De Chirico en la ciudad
Bajo el silencio de un cielo lavado he caminado por las aceras vacías del antiguo cauce del Turia hasta el Instituto Valenciano de Arte Moderno (IVAM). Entrar en esta exposición de De Chirico es como cruzar la ciudad extraña que cualquiera de sus habitantes lleva en el subconsciente. Tenía razón Borges cuando decía que "... una ciudad es, al fin, muy parecida a otra ciudad; lo importante, realmente, es saber si está en el cielo o en el infierno". Sin duda la ciudad de De Chirico está en el infierno. Las plazas, los edificios deshabitados, las largas avenidas pobladas por maniquíes son espacios siniestros por donde vaga errante la sombra del diablo con un cartabón bajo el brazo. Pero hay que atreverse a traspasar el interior de los lienzos para descubrir que dentro la geometría es Dios.
La muestra recuerda a una narración de terror visual a lo David Lynch sin nudo ni desenlace
La relación de De Chirico con la arquitectura tenía algo de fe cósmica, por eso sus cuadros están trazados con escuadra y compás. Fuera de sus torres, columnas y pórticos no contemplaba la salvación. En 1921 en sus Reflexiones sobre la pintura antigua condenó a todos los pintores españoles al purgatorio de la mediocridad por el simple hecho de no haber introducido en sus cuadros elementos arquitectónicos y no salvó ni a Velázquez que hablaba con los arcángeles. Era un tipo mordaz, con mala leche y bastante quisquilloso, pero nadie consiguió elevar la ciudad a la categoría de pensamiento como él lo hizo.

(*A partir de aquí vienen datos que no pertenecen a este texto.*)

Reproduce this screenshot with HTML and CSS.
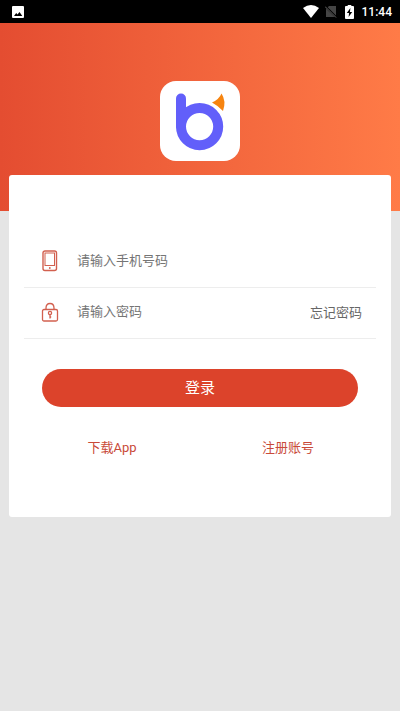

En la sala la tensión de la atmósfera se puede desfibrar en secuencias cinematográficas. Los cuadros están iluminados con una luz muy tenue que los hace surgir en el marco de media penumbra como apariciones fantasmagóricas. No en vano la muestra recuerda a una narración de terror visual a lo David Lynch, sin planteamiento ni nudo ni desenlace, en la que uno va pasando de una imagen a otra sin llegar nunca al corazón del enigma. Es entonces cuando el espectador corre el riesgo de encontrarse caminando entre un silencio de sombras ilógicas, bajo arcos de medio punto que tal vez recuerde haber visto alguna vez en sueños, tímpanos solitarios, ventanas con un horizonte al que nadie jamás osaría asomarse, puntos de fuga que no llevan a ninguna parte porque también la perspectiva tiene sus callejones sin salida. Pero De Chirico no contemplaba esas arquitecturas como lugares habitables, sino como espacios para el desasosiego de la existencia, laberintos del miedo. Por eso cuando al fin oímos la voz del pintor, emergiendo del fondo de una pantalla en la que aparece dando de comer a las palomas o conversando con Orson Welles y con Billy Wilder, uno respira tranquilo, sabiendo que sus imágenes soñadas son pesadillas del infierno que nunca llegarán a hacerse realidad.
Redescubrir a Giorgio de Chirico casi a 30 años de su muerte y adentrarse en su mundo es una experiencia de la que no se puede salir indemne. La manera que tenía de colocar en el vacío una casa, un guante de goma o una cabeza de escayola era extremadamente arriesgada. Jean Cocteau decía que "hacía bajar esos objetos del cielo como un aviador caído entre los salvajes". Pero, en realidad, De Chirico volaba en solitario, como todos los poetas metafísicos, hacia el lugar del que pensaba estar escapando.
La exposición El siglo de Giorgio de Chirico. Metafísica y arquitectura se expone en el Instituto Valenciano de Arte Moderno (IVAM) hasta el 17 de febrero.